From the opening of Between Fang and Claw:

                “I don’t think I ever thanked you for coming down to help us out on that case.”  I watched as the Federal agent across from me dunked his sandwich in a little plastic cup of au jus.  “Not sure we could have cleared it without your expertise.”

                Agent Thatcher shrugged with one shoulder as he cradled the already soaking chunk of bread and meat in both hands.  “Worth it almost for the Italian beef.  You can’t get this up north.”

                “So I’m told,” I said, smiling humorlessly.  I leaned back, idly tapping a fork I wasn’t going to use against the edge of the table.  The sense of agitation I could feel coming off of him belied his calm exterior.  I shook my head slightly, trying to suppress a frown.  “Whatever you’re trying not to say you might as well let loose, Thatcher.  I know you’ve got something trapped behind your teeth.”

                He looked up from his plate, a brow quirking upward.  “How’s that?”

                I shrugged slightly.  “I just know.”

                Thatcher shook his head, glancing at the restaurant’s populace before relaxing a fraction.  “I’m beginning to see why you’re a rising star in the Bureau.  You’ve got a gift for reading people.”

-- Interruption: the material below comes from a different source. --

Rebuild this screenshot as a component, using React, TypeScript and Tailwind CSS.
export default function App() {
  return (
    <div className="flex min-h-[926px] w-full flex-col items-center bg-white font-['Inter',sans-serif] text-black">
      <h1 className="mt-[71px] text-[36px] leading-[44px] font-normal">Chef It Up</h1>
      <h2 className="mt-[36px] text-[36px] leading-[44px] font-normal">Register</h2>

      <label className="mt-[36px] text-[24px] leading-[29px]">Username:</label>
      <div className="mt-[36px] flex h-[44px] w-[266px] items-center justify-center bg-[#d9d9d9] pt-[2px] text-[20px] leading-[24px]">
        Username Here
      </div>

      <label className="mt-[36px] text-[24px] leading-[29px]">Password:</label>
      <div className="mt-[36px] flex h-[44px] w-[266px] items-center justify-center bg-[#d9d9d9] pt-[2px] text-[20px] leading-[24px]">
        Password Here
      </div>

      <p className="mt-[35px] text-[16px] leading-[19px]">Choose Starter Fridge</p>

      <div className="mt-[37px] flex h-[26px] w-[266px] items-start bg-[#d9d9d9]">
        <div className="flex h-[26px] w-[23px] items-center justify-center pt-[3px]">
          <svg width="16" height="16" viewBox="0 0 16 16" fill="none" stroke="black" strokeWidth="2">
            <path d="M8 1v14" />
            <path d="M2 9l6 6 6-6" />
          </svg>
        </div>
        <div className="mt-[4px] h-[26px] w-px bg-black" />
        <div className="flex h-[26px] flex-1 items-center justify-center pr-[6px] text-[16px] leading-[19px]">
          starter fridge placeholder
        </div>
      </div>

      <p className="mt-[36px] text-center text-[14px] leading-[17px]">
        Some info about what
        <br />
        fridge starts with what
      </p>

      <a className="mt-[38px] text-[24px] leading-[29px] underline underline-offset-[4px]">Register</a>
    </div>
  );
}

                I didn’t say anything, just waited.  More was coming.

                He thinks it’s a dangerous gift.  Not dangerous to himself, though, or to anyone else.  Dangerous to me.

                I was hoping he was going to tell me why.

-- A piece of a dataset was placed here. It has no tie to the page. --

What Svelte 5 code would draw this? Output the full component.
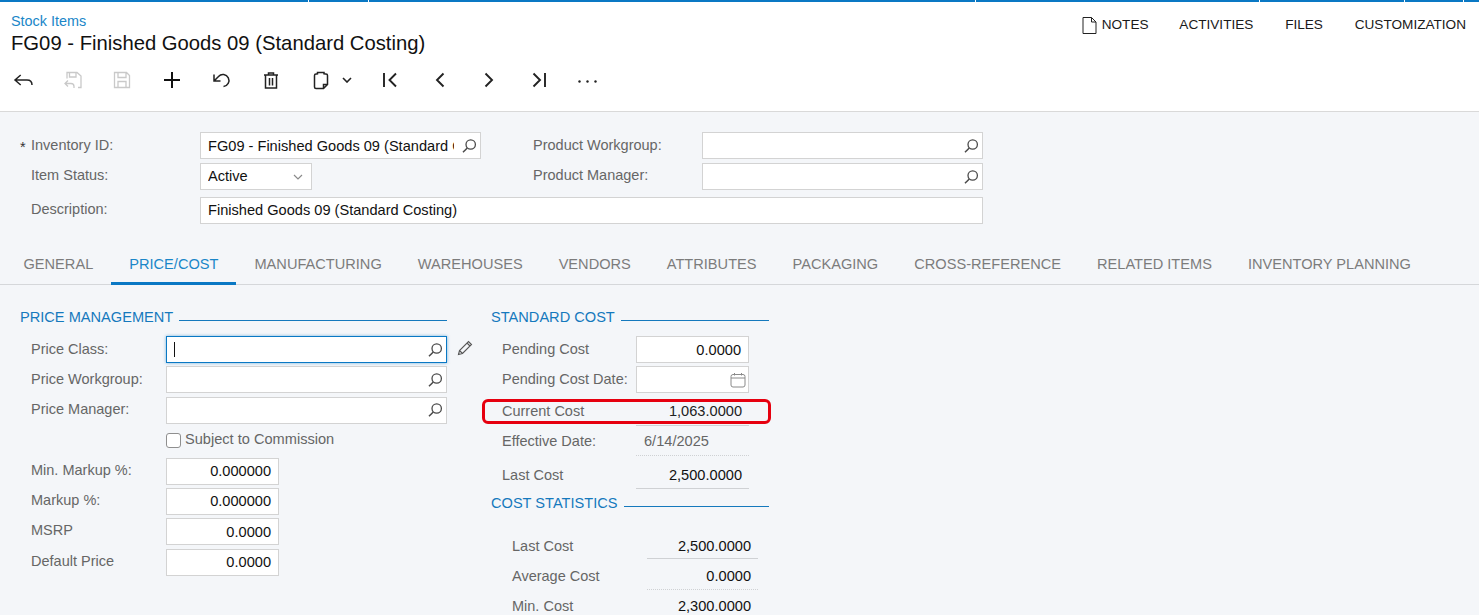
<script>
  const segments = [308, 59, 607, 283, 144, 58, 15];
  const navItems = ['ACTIVITIES', 'FILES', 'CUSTOMIZATION'];
  const tabs = ['GENERAL', 'PRICE/COST', 'MANUFACTURING', 'WAREHOUSES', 'VENDORS', 'ATTRIBUTES', 'PACKAGING', 'CROSS-REFERENCE', 'RELATED ITEMS', 'INVENTORY PLANNING'];
  const numbers = [
    ['Min. Markup %:', '0.000000'],
    ['Markup %:', '0.000000'],
    ['MSRP', '0.0000'],
    ['Default Price', '0.0000']
  ];
</script>

{#snippet search()}
  <svg class="search" width="16" height="16" viewBox="0 0 16 16" fill="none" stroke="#4a4a4a" stroke-width="1.3">
    <circle cx="9.7" cy="6.5" r="4.7" />
    <path d="M6.300 10 2 14.300" stroke-width="1.500" />
  </svg>
{/snippet}

<div class="page">
  <header class="head">
    <div class="topbar">
      {#each segments as w}<span class="seg" style="width:{w}px"></span>{/each}
    </div>
    <div class="headrow">
      <div class="titles">
        <div class="crumb">Stock Items</div>
        <h1>FG09 - Finished Goods 09 (Standard Costing)</h1>
      </div>
      <nav class="nav">
        <span class="notes">
          <svg width="15" height="17" viewBox="0 0 15 17" fill="none" stroke="#222" stroke-width="1">
            <path d="M1 .5H9.5L14 5V16.5H1Z" /><path d="M9.5 .5V5H14" />
          </svg>
          NOTES
        </span>
        {#each navItems as item}<span>{item}</span>{/each}
      </nav>
    </div>
    <div class="toolbar">
      <svg class="ic" viewBox="0 0 24 24"><path d="M9.7 7 4 12l5.700 5M4 12h12q5 0 5 5" /></svg>
      <svg class="ic off" viewBox="0 0 24 24"><path d="M6 10.500V4.500h10l4 3.500v11.500h-3M8.500 4.500v4.500h6.500V4.500M4 15.500h6q3 0 3 3v1.500M7 12.500l-3 3 3 3" /></svg>
      <svg class="ic off" viewBox="0 0 24 24"><path d="M4.500 4.500h12l3 3v12h-15ZM8 4.500v5h8v-5M8 19.500v-6h8v6" /></svg>
      <svg class="ic bold" viewBox="0 0 24 24"><path d="M12 4v16M4 12h16" /></svg>
      <svg class="ic" viewBox="0 0 24 24"><path d="M5 6.500V13h6.500M5 13l4.500-4.500a6 6 0 1 1 5 10" /></svg>
      <svg class="ic" viewBox="0 0 24 24"><path d="M5 7h14M9.500 7V5h5v2M6.500 7v13h11V7M10.500 10v7.500M13.500 10v7.500" /></svg>
      <span class="copy">
        <svg class="ic" viewBox="0 0 24 24"><path d="M8.500 6H7A1.500 1.500 0 0 0 5.500 7.500V19A1.500 1.500 0 0 0 7 20.500h7.500l4-4V7.500A1.500 1.500 0 0 0 17 6h-1.500M8.500 6.500V4.500H15v2M14.500 20.500v-4h4" /></svg>
        <svg class="chev" width="10" height="6" viewBox="0 0 10 6"><path d="M1 1l4 4 4-4" /></svg>
      </span>
      <svg class="ic nv" viewBox="0 0 24 24"><path d="M6 5v14M18 5.500 11.500 12l6.500 6.500" /></svg>
      <svg class="ic nv" viewBox="0 0 24 24"><path d="M15.500 5.500 9 12l6.500 6.500" /></svg>
      <svg class="ic nv" viewBox="0 0 24 24"><path d="M8.500 5.500 15 12l-6.500 6.500" /></svg>
      <svg class="ic nv" viewBox="0 0 24 24"><path d="M18 5v14M6.500 5.500 13 12l-6.500 6.500" /></svg>
      <svg class="ic" viewBox="0 0 24 24"><g class="dots"><circle cx="2.500" cy="13.500" r="1.200" /><circle cx="10.500" cy="13.500" r="1.200" /><circle cx="18.500" cy="13.500" r="1.200" /></g></svg>
    </div>
  </header>

  <section class="form">
    <div class="lab req"><i>*</i>Inventory ID:</div>
    <div class="box"><span class="txt">FG09 - Finished Goods 09 (Standard Costing)</span>{@render search()}</div>
    <div></div>
    <div class="lab">Product Workgroup:</div>
    <div class="box">{@render search()}</div>

    <div class="lab up">Item Status:</div>
    <div class="box short">
      <span class="txt flat">Active</span>
      <svg class="selchev" width="10" height="6" viewBox="0 0 10 6"><path d="M1 1l4 4 4-4" /></svg>
    </div>
    <div></div>
    <div class="lab up">Product Manager:</div>
    <div class="box">{@render search()}</div>

    <div class="lab up">Description:</div>
    <div class="box wide"><span class="txt flat">Finished Goods 09 (Standard Costing)</span></div>
  </section>

  <div class="tabs">
    {#each tabs as t, i}
      <div class="tab" class:active={i === 1}>{t}</div>
    {/each}
  </div>

  <main class="content">
    <div class="left">
      <div class="sect first"><span>PRICE MANAGEMENT</span><b></b></div>
      <div class="stack">
        <div class="row">
          <div class="lab">Price Class:</div>
          <div class="box focus"><span class="caret"></span>{@render search()}</div>
          <svg class="pencil" width="16" height="16" viewBox="0 0 16 16" fill="none" stroke="#555" stroke-width="1.1">
            <path d="M1.500 14.500 2.500 10.500 11.500 1.500 14.500 4.500 5.500 13.500ZM2.500 10.500 5.500 13.500M10 3l3 3" />
          </svg>
        </div>
        <div class="row"><div class="lab">Price Workgroup:</div><div class="box">{@render search()}</div></div>
        <div class="row"><div class="lab tight">Price Manager:</div><div class="box">{@render search()}</div></div>
        <div class="row">
          <div></div>
          <label class="check"><span class="cb"></span><span class="cbtext">Subject to Commission</span></label>
        </div>
        {#each numbers as [label, value]}
          <div class="row"><div class="lab tight">{label}</div><div class="box num small">{value}</div></div>
        {/each}
      </div>
    </div>

    <div class="right">
      <div class="sect first"><span>STANDARD COST</span><b></b></div>
      <div class="stack">
        <div class="row2"><div class="lab">Pending Cost</div><div class="box num small">0.0000</div></div>
        <div class="row2">
          <div class="lab">Pending Cost Date:</div>
          <div class="box small cal">
            <svg width="16" height="16" viewBox="0 0 16 16" fill="none" stroke="#8a8a8a" stroke-width="1">
              <rect x="1" y="2.500" width="14" height="12.500" rx="2" /><path d="M1 6h14M4.500 1v2.500M11.500 1v2.500" />
            </svg>
          </div>
        </div>
      </div>
      <div class="ro r1"><div class="lab">Current Cost</div><div class="val line">1,063.0000</div></div>
      <div class="ro r2"><div class="lab">Effective Date:</div><div class="val dot date">6/14/2025</div></div>
      <div class="ro r3"><div class="lab">Last Cost</div><div class="val line">2,500.0000</div></div>
      <div class="sect second"><span>COST STATISTICS</span><b></b></div>
      <div class="stats">
        <div class="ro r4"><div class="lab">Last Cost</div><div class="val line">2,500.0000</div></div>
        <div class="ro r4 r5"><div class="lab">Average Cost</div><div class="val dot">0.0000</div></div>
        <div class="ro r4 r6"><div class="lab">Min. Cost</div><div class="val">2,300.0000</div></div>
      </div>
      <div class="highlight"></div>
    </div>
  </main>
</div>

<style>
  :global(body) { margin: 0; }
  .page {
    height: 615px; overflow: hidden; background: #f4f6f9; color: #111;
    font-family: "Liberation Sans", Arial, sans-serif; font-size: 14.6px;
  }
  .head { height: 112px; box-sizing: border-box; background: #fff; border-bottom: 1px solid #d9d9d9; }
  .topbar { display: flex; gap: 1px; height: 2px; }
  .seg { display: block; height: 2px; background: #0a78c4; }
  .headrow { display: flex; justify-content: space-between; padding: 9px 13px 0 11px; }
  .crumb { font-size: 14.4px; line-height: 18px; padding-top: 1px; height: 17px; color: #1a86c8; }
  h1 { margin: 1px 0 0; font-size: 20.25px; font-weight: 400; line-height: 26px; color: #111; }
  .nav { display: flex; align-items: flex-start; gap: 31.8px; margin-top: 5px; font-size: 13.6px; line-height: 18px; color: #1a1a1a; }
  .notes { display: flex; align-items: center; gap: 5px; margin-right: -1px; height: 18px; }
  .toolbar { display: flex; align-items: center; gap: 25.6px; padding: 12px 0 0 11px; height: 24px; }
  .ic { width: 24px; height: 24px; flex: none; fill: none; stroke: #222; stroke-width: 1.500; }
  .ic.off { stroke: #c9c9c9; stroke-width: 1.300; }
  .ic.bold { stroke: #111; stroke-width: 2; }
  .ic.nv { stroke: #222; stroke-width: 1.900; }
  .dots { fill: #222; stroke: none; }
  .copy { display: flex; align-items: center; width: 44px; flex: none; }
  .chev { margin-left: 9px; fill: none; stroke: #222; stroke-width: 1.600; flex: none; }

  .form {
    display: grid; grid-template-columns: 180px 281px 41px 180px 281px;
    grid-template-rows: 31px 34px 27px; padding: 20px 0 0 20px;
  }
  .lab { color: #666; font-size: 14.5px; line-height: 26px; white-space: nowrap; }
  .lab.tight { line-height: 25px; }
  .form .lab { padding-left: 11px; }
  .form .lab.up { line-height: 24px; }
  .req { position: relative; }
  .req i { position: absolute; left: 0; top: 2px; font-style: normal; color: #333; }
  .box {
    display: flex; align-items: center; box-sizing: border-box; height: 27px; background: #fff;
    border: 1px solid #d3d3d3; padding: 0 3px 0 7px; min-width: 0;
  }
  .txt { flex: 1; overflow: hidden; white-space: nowrap; padding-top: 1px; box-sizing: border-box; height: 25px; line-height: 25px; min-width: 0; }
  .txt.flat { padding-top: 0; line-height: 24px; }
  .search { margin-left: auto; flex: none; }
  .box .txt + .search { margin-left: 7px; }
  .short { width: 112px; grid-column: 2; }
  .selchev { fill: none; stroke: #8a8a8a; stroke-width: 1.200; flex: none; margin-right: 5px; }
  .wide { grid-column: 2 / 6; width: 783px; }

  .tabs { display: flex; height: 41px; box-sizing: border-box; margin-top: 20px; padding-left: 5.5px; border-bottom: 1px solid #d5d7da; }
  .tab { height: 41px; box-sizing: border-box; padding: 11px 18px 0; font-size: 14.6px; line-height: 19px; color: #7c7c7c; white-space: nowrap; }
  .tab.active { color: #1a86c8; border-bottom: 3px solid #0a78c4; }

  .content { display: flex; padding: 22px 0 0 20px; }
  .left { width: 471px; flex: none; }
  .right { width: 278px; flex: none; position: relative; }
  .sect { display: flex; color: #1579bd; font-size: 14.6px; line-height: 21px; height: 19px; white-space: nowrap; }
  .sect b { display: block; flex: 1; height: 1px; background: #1579bd; margin: 13px 0 0 6px; }
  .left .sect { width: 427px; }
  .first { margin-bottom: 10.1px; }
  .second { margin-top: 5px; line-height: 19px; }
  .second b { margin-top: 12px; }
  .stack { display: flex; flex-direction: column; gap: 3.360px; }
  .row { display: grid; grid-template-columns: 135px 281px auto; padding-left: 11px; height: 27px; align-items: start; }
  .row .box.small { width: 113px; }
  .focus { border-color: #0a78c4; box-shadow: 0 0 3px rgba(10, 120, 196, .55); }
  .caret { display: block; width: 1px; height: 15px; background: #111; }
  .pencil { margin: 4px 0 0 10px; }
  .check { display: flex; align-items: center; height: 27px; color: #666; font-size: 14.6px; }
  .cbtext { line-height: 25px; height: 27px; }
  .cb { width: 15px; height: 15px; box-sizing: border-box; border: 1px solid #8f8f8f; border-radius: 3px; background: #fff; margin-right: 4px; }
  .row2 { display: grid; grid-template-columns: 134px 113px; padding-left: 11px; height: 27px; }
  .num { justify-content: flex-end; padding: 0 7px 0 0; }
  .cal { justify-content: flex-end; padding-right: 2px; }
  .ro { display: grid; grid-template-columns: 134px 113px; padding-left: 11px; box-sizing: border-box; }
  .ro .lab { line-height: 29px; }
  .val { text-align: right; box-sizing: border-box; padding-right: 7px; white-space: nowrap; }
  .line { border-bottom: 1px solid #cfd1d4; }
  .dot { border-bottom: 1px dotted #cfd1d4; }
  .date { text-align: left; padding-left: 8px; color: #666; font-size: 14.6px; }
  .r1 { height: 29px; margin-top: 3.500px; }
  .r1 .val { line-height: 29px; height: 29px; color: #222; }
  .r2 { height: 30px; }
  .r2 .val { line-height: 30px; height: 30px; }
  .r2 .lab { line-height: 30px; }
  .r3 { height: 33px; }
  .r3 .val { height: 33px; line-height: 39px; }
  .r3 .lab { line-height: 39px; }
  .stats { padding: 16px 0 0 10px; }
  .r4 { height: 30px; grid-template-columns: 135px 111px; }
  .r4 .val { height: 30px; line-height: 35px; }
  .r4 .lab { line-height: 35px; }
  .r4.r5 { height: 31px; }
  .r4.r5 .val { height: 31px; }
  .r4.r6 .val, .r4.r6 .lab { line-height: 33px; }
  .highlight {
    position: absolute; left: -9px; top: 92px; width: 289px; height: 25px; box-sizing: border-box;
    border: 3px solid #e6000f; border-radius: 6px;
  }
</style>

                Thatcher continued to stare at me for a moment longer before he shook his head slowly.  His voice was quiet.  “Body or mind?”

                I just smiled vaguely and he shook his head again.

                “They’d want you,” he murmured, almost to himself. “But with that article in the Tribune, they won’t be able to make you disappear.”

                My eyebrow arched of its own accord.  He smiled.

                “Your brother,” I said.  “Whatever we’re talking about now, it’s got something to do with your brother.”

                “Do you remember when Senator Monroe died?” he asked.

                “Why does someone from Detroit care about Illinois politics?” I countered, trying to hide how unsettling the question was.  What does that have to do with his brother?

                Thatcher nodded slowly.  “Then you remember.”

                “I was twelve and it was all over the news.  Big deal, state senator moving up to federal, then killed?  Every newspaper, every station carried the story.”  I’d have known without all that, though.  The senator’s wife had been a school friend of my mother.  It’d been nine years since the senator and his wife had been killed, though.  A car accident on I-80 killed them both.  Not everyone would remember.  I frowned.  “You know, they had a daughter.”

                “Seen her since then?”

                “No,” I said.  Not since the funeral, anyway.  What did end up happening to her?  Damn, that was a long time ago.  I could remember playing soccer in the yard with the senator’s dark-haired girl, but the memories of that were old, faint and fading.  She and Jade had been better friends anyway.

                I wonder if she knows.

                Thatcher nodded.  “Think about that.  She was like you.”

                “Like me,” I repeated.

                “Like you.  Gifted.  Special.”  Thatcher’s jaw tightened.  “Like my brother.”

                So that’s what this is about.  I caught a fleeting sense of anger and pain coming off of him.  “You think your parents were murdered.”

                “I know my parents were murdered,” Thatcher said.  “I think Senator Monroe and his wife were murdered.”  He met my gaze, eyes like a pair of flints, cold and hard.  “And I think the same people who did all that killing stole my brother and stole Kyle Anne Monroe, too.  I just can’t prove it.”

                “Not yet,” I said softly.  The bare trace of relief that flitted across his face told me I was right in my assertion.

                He nodded slowly.  “Not yet.  Someday.  Could be that I could use some help.  Think about that.”

                I nodded, not quite certain what he was really asking for, or what it all really meant.  “Yeah, sure,” I said.  “I’ll do that.”

                He smiled briefly and went back to his sandwich.  I stared at my hot dog.

                Stolen.

                Does Dad know anything about this?

                I frowned to myself and realized that whatever appetite I’d had when we sat down, it’d evaporated when I pried Thatcher’s secret loose.  Not for the last time, I regretted talking it out him.  It was for the best, though.

                Now at least someone else knows the truth.  Something.  My gaze flicked back toward Thatcher.

                If they’d killed a senator, his wife, and two FBI agents to get to their children, what lengths would they go to in trying to silence anyone who even suspected the truth.

                I smiled grimly to myself.  He’s got to know something.  I’m just going to have to find out what it is.

Spot a What Angels Fear character in there?  Fantastic.  Figure out why McCullough is familiar yet?